En esta estela fulgurante, como un manto tornasolado que recubre el camino de los viajes y las drogas en el siglo XX, se puede hacer caminar la muestra Mi nombre es Lima de Miguel Angel Ríos. Un proyecto que comienza a fines de los años 80 en el Museo Rafael Larco de Lima, esa casa encantadora con un jardín de bunganvillas, entre otras plantas maravillosas, y una colección de huacos eróticos fantástica.

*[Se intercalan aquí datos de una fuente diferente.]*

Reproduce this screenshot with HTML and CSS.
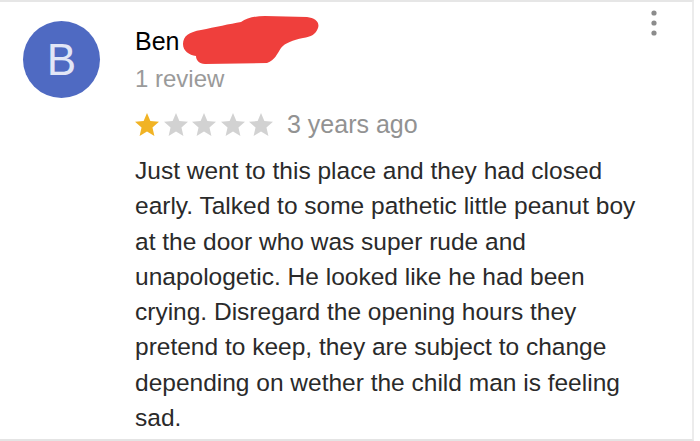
FILE: index.html
```html
<!DOCTYPE html>
<html>
<head>
<meta charset="utf-8">
<title>Review</title>
<link rel="stylesheet" href="styles.css">
</head>
<body>
<div class="review">
    <div class="avatar">B</div>
    <div class="content">
        <div class="name">Ben
            <svg class="scribble" width="150" height="60" viewBox="0 0 150 60"><path d="M8,34 C8,26 14,22 26,20 C40,17 55,14 66,12 C72,8 80,6 90,6 L132,7 C140,8 145,12 143,18 C141,24 136,27 128,28 C118,30 110,33 106,38 C102,44 100,50 92,53 L30,54 C24,54 21,50 21,46 C14,45 8,41 8,34 Z" fill="#ef3f3c"/></svg>
        </div>
        <div class="count">1 review</div>
        <div class="rating">
            <div class="stars">
                <svg class="star on" viewBox="2 2 20 19"><path d="M12 17.27L18.18 21l-1.64-7.03L22 9.24l-7.19-.61L12 2 9.19 8.63 2 9.24l5.46 4.73L5.82 21z"/></svg>
                <svg class="star" viewBox="2 2 20 19"><path d="M12 17.27L18.18 21l-1.64-7.03L22 9.24l-7.19-.61L12 2 9.19 8.63 2 9.24l5.46 4.73L5.82 21z"/></svg>
                <svg class="star" viewBox="2 2 20 19"><path d="M12 17.27L18.18 21l-1.64-7.03L22 9.24l-7.19-.61L12 2 9.19 8.63 2 9.24l5.46 4.73L5.82 21z"/></svg>
                <svg class="star" viewBox="2 2 20 19"><path d="M12 17.27L18.18 21l-1.64-7.03L22 9.24l-7.19-.61L12 2 9.19 8.63 2 9.24l5.46 4.73L5.82 21z"/></svg>
                <svg class="star" viewBox="2 2 20 19"><path d="M12 17.27L18.18 21l-1.64-7.03L22 9.24l-7.19-.61L12 2 9.19 8.63 2 9.24l5.46 4.73L5.82 21z"/></svg>
            </div>
            <span class="date">3 years ago</span>
        </div>
        <p class="text">Just went to this place and they had closed early. Talked to some pathetic little peanut boy at the door who was super rude and unapologetic. He looked like he had been crying. Disregard the opening hours they pretend to keep, they are subject to change depending on wether the child man is feeling sad.</p>
    </div>
    <div class="menu">
        <svg width="8" height="28" viewBox="0 0 8 28"><circle cx="4" cy="4" r="2.6" fill="#8c8c8c"/><circle cx="4" cy="14" r="2.6" fill="#8c8c8c"/><circle cx="4" cy="24" r="2.6" fill="#8c8c8c"/></svg>
    </div>
</div>
</body>
</html>
```

FILE: styles.css
```css
body {
    margin: 0;
    background: #fff;
    font-family: 'Liberation Sans', Arial, sans-serif;
}
.review {
    display: flex;
    width: 694px;
    height: 441px;
    border-top: 2px solid #e6e6e6;
    border-right: 2px solid #ececec;
    border-bottom: 2px solid #e4e4e4;
    box-sizing: border-box;
    position: relative;
}
.avatar {
    flex: none;
    width: 77px;
    height: 77px;
    margin: 19px 0 0 23px;
    border-radius: 50%;
    background: #4f6ac2;
    color: #e2e6f6;
    font-size: 44px;
    line-height: 77px;
    text-align: center;
}
.content {
    flex: 1;
    padding-left: 35px;
}
.name {
    position: relative;
    margin-top: 24px;
    font-size: 25px;
    line-height: 30px;
    color: #000;
}
.scribble {
    position: absolute;
    left: 40px;
    top: -16px;
}
.count {
    margin-top: 8px;
    font-size: 24px;
    line-height: 30px;
    color: #9a9a9a;
}
.rating {
    margin-top: 15px;
    display: flex;
    align-items: center;
    height: 30px;
}
.stars {
    display: flex;
    gap: 4.5px;
}
.star {
    display: block;
    width: 24px;
    height: 23px;
    fill: #d2d2d2;
}
.star.on {
    fill: #f1b324;
}
.date {
    margin-left: 14px;
    font-size: 25px;
    line-height: 30px;
    color: #929292;
}
.text {
    margin: 14px 0 0;
    width: 512px;
    font-size: 24.5px;
    line-height: 35.3px;
    color: #2a2a2a;
}
.menu {
    position: absolute;
    top: 7px;
    right: 34px;
}
```
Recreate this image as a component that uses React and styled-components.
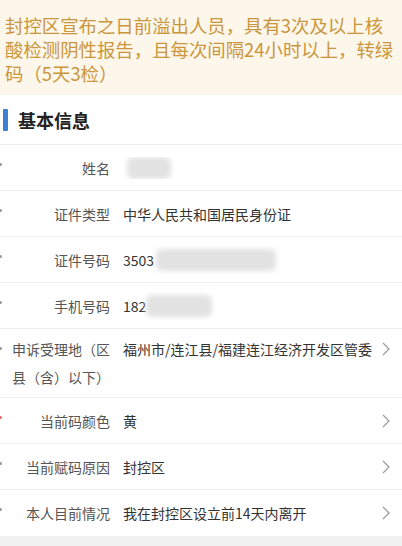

De lo que se entera ahí este artista nacido en Catamarca, además de las proezas sexuales de la cultura moche y su interés por dejarlas para la posteridad, es que consumían cactus San Pedro en sus ceremonias. Después del peyote, esta planta que se utiliza para un ritual de expansión de conciencia, es la que más alta concentración de mescalina posee. Por lo tanto, la experiencia con ese alucinógeno que lleva su nombre porque, como San Pedro, tiene la llave de la puerta del cielo fue el paso siguiente. El viaje a Huancabamba, Salala y Piura en busca de las propiedades de la Tyramine, 3-Methoxytyramine, la Hordinenine y la mencionada mescalina.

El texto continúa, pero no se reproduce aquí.